Tuesday, September 28

Equipment Woes

We've had our fair share of not your usual new baby stuff. There was the crazy traumatic birth and the five months in the NICU, with all of its unique NICU kind of crazy.

We've also had some equipment to contend with. There was the oxygen concentrator that hummed all day and night while Bryce was tethered to it for the first months we were home. And the tiny but mightily awful NG tube. NG as in nasogastric tube. As in you hold him down while I shove this tube down his nose and try not to land it in his lungs but rather in his belly and then let's make an educated guess as to which it did land in, all while he screams and I cry.

But back then we were more accustomed to how unusual our lives were. Everything in our lives was upside down. We didn't live at home and then we did but it didn't feel like home. Our old friends were new friends and our new friends (nurses, doctors and therapists) were old friends. Upside down was very much right side up to us at that point.

We discovered that if everything seems like its falling apart it probably is but if you try hard enough, cry long enough and pray loud enough you can probably survive it.

And slowly but surely our lives began to resemble those of other new parents, despite us having been parents for nearly half of a year. We returned to home and then to work, we went through the day on only a few hours of sleep but were rewarded a million times over by the joy of a baby finally in our home, in our bed, in our lives and forever in our hearts.

Then around thanksgiving Bryce smiled and our worlds changed forever. Every day every thing that we did was to illicit a smile from his sweet face. And everything else was to pass the time until we could return to his smiling face.

Sure we've had more tough times since Bryce came home last November. We endured emergency brain surgery, returns to the hospital, a scary Cerebral Palsy diagnosis and hundreds of sleepless nights worried the latest teething jag was actually a shunt malfunction we might be missing.

But we also had the home medical equipment company come take away that annoyingly loud and large oxygen concentrator, along with all of the superfluous tubes and tanks accompanying it. And the NG tubes are long lost history. Thank God. We now have a house full of toys, high chairs, walkers, jumpers, bottles and baby food. We love it.

And then we go to a mom's group or a Gymboree class where all the other baby's are sitting, saying words, eating table food, crawling, walking and using their hands equally. And we can't help it. We don't say anything, we diligently smile through but we both feel it.
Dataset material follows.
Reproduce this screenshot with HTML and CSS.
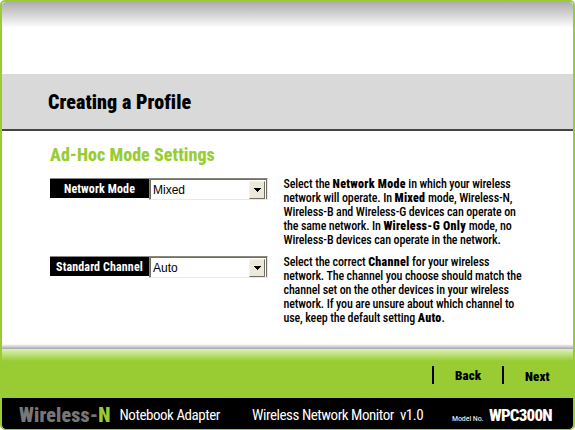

The sudden realization that our baby isn't normal, that he's so far behind even his adjusted age that it can't be ignored. It's like being kicked in the stomach. We spend so much time with just us and Bryce that we are used to him, he's just another baby. But then we see babies in Vail half Bryce's age toddling around happily while playing with the shooting streams of water and bounding back to their parents with huge grins on their innocent faces. And just like that our bubble is burst.

And we come home to therapy appointments galore... but it's okay because we are so lucky to have Bryce in our lives. We know this.

Then the therapist says we need equipment. We need a stander, maybe a sitter/stander that is a "substantial piece of equipment." Because by 18 months babies need to spend several hours a week standing in order for their growth plates to properly respond, otherwise his legs won't grow long enough for his body and he'll have new issues to contend with. And since he's not going to be standing on his own by 18 months we have to get a $3000 - $4000 piece of equipment to strap him to every day so that he'll bear weight on his legs.

And by the way, we also have to get him a SPIO suit because his body isn't giving enough bio feedback. He forgets sometimes that he has a right arm and he should try to use it. So maybe this compression garment that he'll wear every day will remind him.

Don't get me wrong, I'm happy to have a therapist to inform me of these things. And happy to have the resources to get these things for him. Sometimes though you just want your baby not to need them.